* RECORDED DATA:
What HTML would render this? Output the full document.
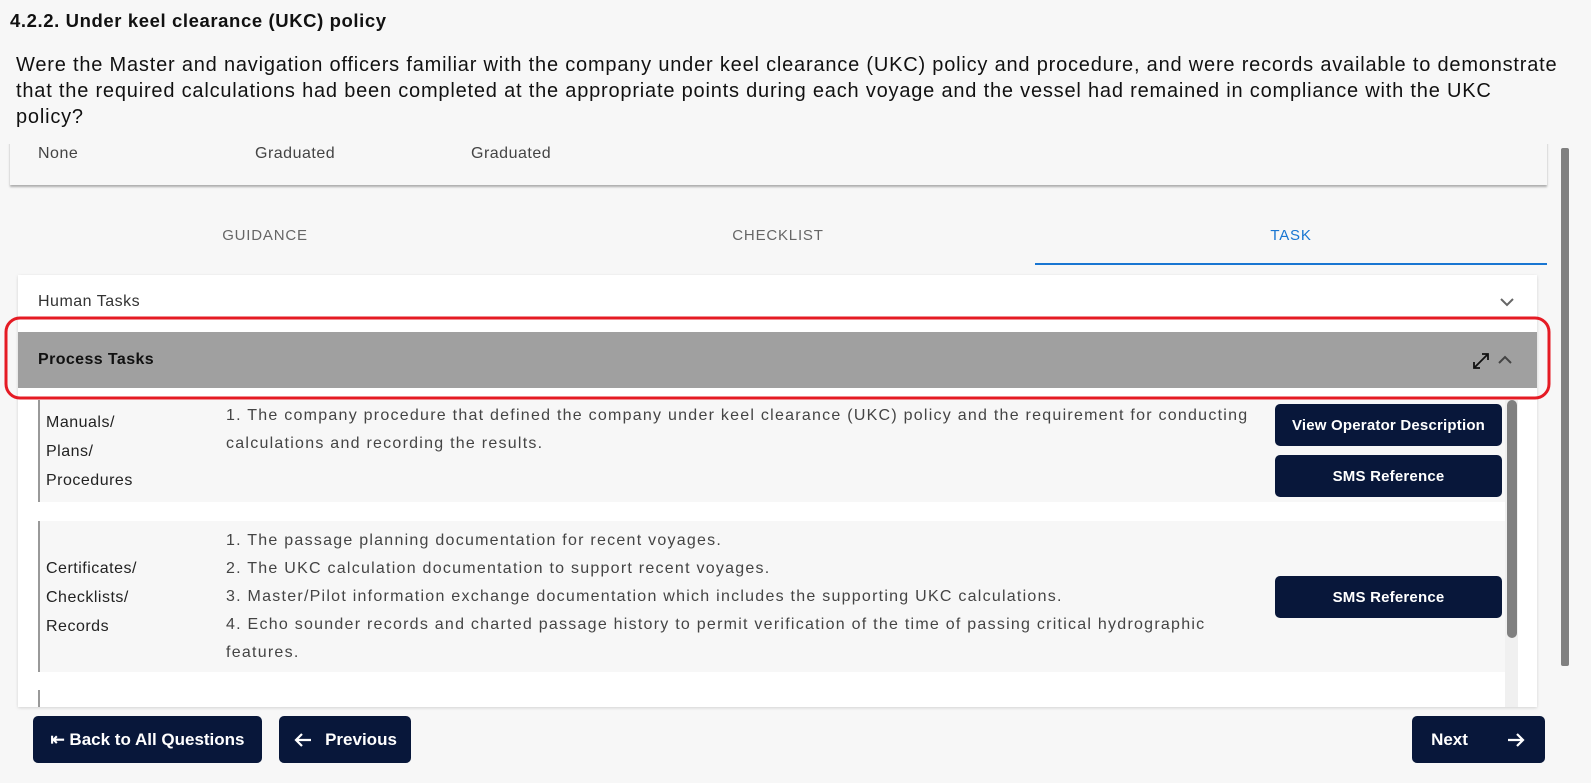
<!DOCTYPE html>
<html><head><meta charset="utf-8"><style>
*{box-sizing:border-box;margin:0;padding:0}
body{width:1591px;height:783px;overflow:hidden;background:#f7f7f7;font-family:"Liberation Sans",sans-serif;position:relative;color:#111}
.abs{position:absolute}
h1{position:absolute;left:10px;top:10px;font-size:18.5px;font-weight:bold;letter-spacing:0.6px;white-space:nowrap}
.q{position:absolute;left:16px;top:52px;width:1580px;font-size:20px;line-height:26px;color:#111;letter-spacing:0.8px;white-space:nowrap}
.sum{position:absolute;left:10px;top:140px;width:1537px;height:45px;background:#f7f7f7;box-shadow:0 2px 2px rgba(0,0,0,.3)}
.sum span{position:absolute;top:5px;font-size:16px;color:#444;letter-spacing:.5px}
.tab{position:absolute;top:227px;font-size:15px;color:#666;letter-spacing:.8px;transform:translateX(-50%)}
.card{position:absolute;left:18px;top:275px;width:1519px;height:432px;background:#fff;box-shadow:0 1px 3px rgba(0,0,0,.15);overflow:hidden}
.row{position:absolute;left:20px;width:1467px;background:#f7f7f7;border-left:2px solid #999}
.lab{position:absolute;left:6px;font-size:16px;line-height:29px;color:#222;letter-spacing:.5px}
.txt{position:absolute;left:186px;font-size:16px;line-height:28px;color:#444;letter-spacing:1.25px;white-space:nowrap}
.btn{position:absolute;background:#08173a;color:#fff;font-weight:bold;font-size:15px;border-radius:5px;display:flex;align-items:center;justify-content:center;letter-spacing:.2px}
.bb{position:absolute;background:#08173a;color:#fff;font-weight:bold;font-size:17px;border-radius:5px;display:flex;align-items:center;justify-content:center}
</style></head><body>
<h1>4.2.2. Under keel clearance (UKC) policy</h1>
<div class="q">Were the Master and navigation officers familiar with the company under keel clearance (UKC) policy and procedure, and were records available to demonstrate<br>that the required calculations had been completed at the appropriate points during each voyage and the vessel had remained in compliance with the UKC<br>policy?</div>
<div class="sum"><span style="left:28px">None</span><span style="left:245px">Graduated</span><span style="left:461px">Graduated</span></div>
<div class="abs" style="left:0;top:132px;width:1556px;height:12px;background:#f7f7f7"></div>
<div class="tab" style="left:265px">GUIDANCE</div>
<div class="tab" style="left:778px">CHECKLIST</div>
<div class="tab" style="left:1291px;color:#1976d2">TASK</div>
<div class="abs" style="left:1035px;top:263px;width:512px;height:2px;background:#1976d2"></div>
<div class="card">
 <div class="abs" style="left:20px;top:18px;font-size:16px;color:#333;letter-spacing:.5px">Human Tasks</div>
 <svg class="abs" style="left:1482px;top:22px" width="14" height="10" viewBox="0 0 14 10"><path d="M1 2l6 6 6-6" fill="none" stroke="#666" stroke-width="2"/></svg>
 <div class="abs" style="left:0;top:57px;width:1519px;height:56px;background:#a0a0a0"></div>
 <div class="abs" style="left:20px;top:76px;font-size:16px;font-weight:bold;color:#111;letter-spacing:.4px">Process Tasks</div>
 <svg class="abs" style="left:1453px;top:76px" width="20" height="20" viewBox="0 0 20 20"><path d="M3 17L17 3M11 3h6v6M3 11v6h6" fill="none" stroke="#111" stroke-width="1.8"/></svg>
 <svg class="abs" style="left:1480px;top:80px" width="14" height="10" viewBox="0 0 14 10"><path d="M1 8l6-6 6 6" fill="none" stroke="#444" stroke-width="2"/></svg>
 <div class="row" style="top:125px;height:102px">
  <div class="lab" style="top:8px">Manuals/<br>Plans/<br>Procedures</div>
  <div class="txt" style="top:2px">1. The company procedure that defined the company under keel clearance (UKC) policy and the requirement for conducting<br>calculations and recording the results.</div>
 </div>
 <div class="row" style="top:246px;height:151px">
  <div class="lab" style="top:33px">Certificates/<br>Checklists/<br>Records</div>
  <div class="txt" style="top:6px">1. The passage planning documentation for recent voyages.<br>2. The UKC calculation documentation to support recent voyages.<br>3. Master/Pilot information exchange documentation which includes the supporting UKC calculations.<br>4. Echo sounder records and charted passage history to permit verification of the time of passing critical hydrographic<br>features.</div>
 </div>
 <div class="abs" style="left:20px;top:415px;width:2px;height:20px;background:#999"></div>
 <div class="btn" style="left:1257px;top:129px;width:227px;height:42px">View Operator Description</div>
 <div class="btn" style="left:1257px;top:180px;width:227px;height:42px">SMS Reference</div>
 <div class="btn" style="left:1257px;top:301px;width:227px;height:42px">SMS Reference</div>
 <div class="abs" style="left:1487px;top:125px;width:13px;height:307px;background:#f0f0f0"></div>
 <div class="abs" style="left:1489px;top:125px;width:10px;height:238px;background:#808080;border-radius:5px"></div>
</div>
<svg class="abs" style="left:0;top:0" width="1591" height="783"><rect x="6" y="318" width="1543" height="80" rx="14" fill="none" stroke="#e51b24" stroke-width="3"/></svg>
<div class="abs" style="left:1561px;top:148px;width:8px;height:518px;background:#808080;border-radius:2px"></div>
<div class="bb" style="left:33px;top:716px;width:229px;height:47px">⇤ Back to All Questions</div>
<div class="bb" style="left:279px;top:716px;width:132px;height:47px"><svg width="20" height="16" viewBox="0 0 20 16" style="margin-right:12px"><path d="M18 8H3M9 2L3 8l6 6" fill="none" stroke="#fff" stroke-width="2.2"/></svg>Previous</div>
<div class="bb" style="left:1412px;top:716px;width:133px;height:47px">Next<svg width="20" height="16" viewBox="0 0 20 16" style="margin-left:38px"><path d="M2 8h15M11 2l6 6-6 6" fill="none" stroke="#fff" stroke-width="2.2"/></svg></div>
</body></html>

* WHAT IS BEING ASKED: Without the pictures, write out all of the material exactly.

* THE RESULT:
What HTML would render this? Output the full document.
<!DOCTYPE html>
<html><head><meta charset="utf-8"><style>
*{box-sizing:border-box;margin:0;padding:0}
body{width:1591px;height:783px;overflow:hidden;background:#f7f7f7;font-family:"Liberation Sans",sans-serif;position:relative;color:#111}
.abs{position:absolute}
h1{position:absolute;left:10px;top:10px;font-size:18.5px;font-weight:bold;letter-spacing:0.6px;white-space:nowrap}
.q{position:absolute;left:16px;top:52px;width:1580px;font-size:20px;line-height:26px;color:#111;letter-spacing:0.8px;white-space:nowrap}
.sum{position:absolute;left:10px;top:140px;width:1537px;height:45px;background:#f7f7f7;box-shadow:0 2px 2px rgba(0,0,0,.3)}
.sum span{position:absolute;top:5px;font-size:16px;color:#444;letter-spacing:.5px}
.tab{position:absolute;top:227px;font-size:15px;color:#666;letter-spacing:.8px;transform:translateX(-50%)}
.card{position:absolute;left:18px;top:275px;width:1519px;height:432px;background:#fff;box-shadow:0 1px 3px rgba(0,0,0,.15);overflow:hidden}
.row{position:absolute;left:20px;width:1467px;background:#f7f7f7;border-left:2px solid #999}
.lab{position:absolute;left:6px;font-size:16px;line-height:29px;color:#222;letter-spacing:.5px}
.txt{position:absolute;left:186px;font-size:16px;line-height:28px;color:#444;letter-spacing:1.25px;white-space:nowrap}
.btn{position:absolute;background:#08173a;color:#fff;font-weight:bold;font-size:15px;border-radius:5px;display:flex;align-items:center;justify-content:center;letter-spacing:.2px}
.bb{position:absolute;background:#08173a;color:#fff;font-weight:bold;font-size:17px;border-radius:5px;display:flex;align-items:center;justify-content:center}
</style></head><body>
<h1>4.2.2. Under keel clearance (UKC) policy</h1>
<div class="q">Were the Master and navigation officers familiar with the company under keel clearance (UKC) policy and procedure, and were records available to demonstrate<br>that the required calculations had been completed at the appropriate points during each voyage and the vessel had remained in compliance with the UKC<br>policy?</div>
<div class="sum"><span style="left:28px">None</span><span style="left:245px">Graduated</span><span style="left:461px">Graduated</span></div>
<div class="abs" style="left:0;top:132px;width:1556px;height:12px;background:#f7f7f7"></div>
<div class="tab" style="left:265px">GUIDANCE</div>
<div class="tab" style="left:778px">CHECKLIST</div>
<div class="tab" style="left:1291px;color:#1976d2">TASK</div>
<div class="abs" style="left:1035px;top:263px;width:512px;height:2px;background:#1976d2"></div>
<div class="card">
 <div class="abs" style="left:20px;top:18px;font-size:16px;color:#333;letter-spacing:.5px">Human Tasks</div>
 <svg class="abs" style="left:1482px;top:22px" width="14" height="10" viewBox="0 0 14 10"><path d="M1 2l6 6 6-6" fill="none" stroke="#666" stroke-width="2"/></svg>
 <div class="abs" style="left:0;top:57px;width:1519px;height:56px;background:#a0a0a0"></div>
 <div class="abs" style="left:20px;top:76px;font-size:16px;font-weight:bold;color:#111;letter-spacing:.4px">Process Tasks</div>
 <svg class="abs" style="left:1453px;top:76px" width="20" height="20" viewBox="0 0 20 20"><path d="M3 17L17 3M11 3h6v6M3 11v6h6" fill="none" stroke="#111" stroke-width="1.8"/></svg>
 <svg class="abs" style="left:1480px;top:80px" width="14" height="10" viewBox="0 0 14 10"><path d="M1 8l6-6 6 6" fill="none" stroke="#444" stroke-width="2"/></svg>
 <div class="row" style="top:125px;height:102px">
  <div class="lab" style="top:8px">Manuals/<br>Plans/<br>Procedures</div>
  <div class="txt" style="top:2px">1. The company procedure that defined the company under keel clearance (UKC) policy and the requirement for conducting<br>calculations and recording the results.</div>
 </div>
 <div class="row" style="top:246px;height:151px">
  <div class="lab" style="top:33px">Certificates/<br>Checklists/<br>Records</div>
  <div class="txt" style="top:6px">1. The passage planning documentation for recent voyages.<br>2. The UKC calculation documentation to support recent voyages.<br>3. Master/Pilot information exchange documentation which includes the supporting UKC calculations.<br>4. Echo sounder records and charted passage history to permit verification of the time of passing critical hydrographic<br>features.</div>
 </div>
 <div class="abs" style="left:20px;top:415px;width:2px;height:20px;background:#999"></div>
 <div class="btn" style="left:1257px;top:129px;width:227px;height:42px">View Operator Description</div>
 <div class="btn" style="left:1257px;top:180px;width:227px;height:42px">SMS Reference</div>
 <div class="btn" style="left:1257px;top:301px;width:227px;height:42px">SMS Reference</div>
 <div class="abs" style="left:1487px;top:125px;width:13px;height:307px;background:#f0f0f0"></div>
 <div class="abs" style="left:1489px;top:125px;width:10px;height:238px;background:#808080;border-radius:5px"></div>
</div>
<svg class="abs" style="left:0;top:0" width="1591" height="783"><rect x="6" y="318" width="1543" height="80" rx="14" fill="none" stroke="#e51b24" stroke-width="3"/></svg>
<div class="abs" style="left:1561px;top:148px;width:8px;height:518px;background:#808080;border-radius:2px"></div>
<div class="bb" style="left:33px;top:716px;width:229px;height:47px">⇤ Back to All Questions</div>
<div class="bb" style="left:279px;top:716px;width:132px;height:47px"><svg width="20" height="16" viewBox="0 0 20 16" style="margin-right:12px"><path d="M18 8H3M9 2L3 8l6 6" fill="none" stroke="#fff" stroke-width="2.2"/></svg>Previous</div>
<div class="bb" style="left:1412px;top:716px;width:133px;height:47px">Next<svg width="20" height="16" viewBox="0 0 20 16" style="margin-left:38px"><path d="M2 8h15M11 2l6 6-6 6" fill="none" stroke="#fff" stroke-width="2.2"/></svg></div>
</body></html>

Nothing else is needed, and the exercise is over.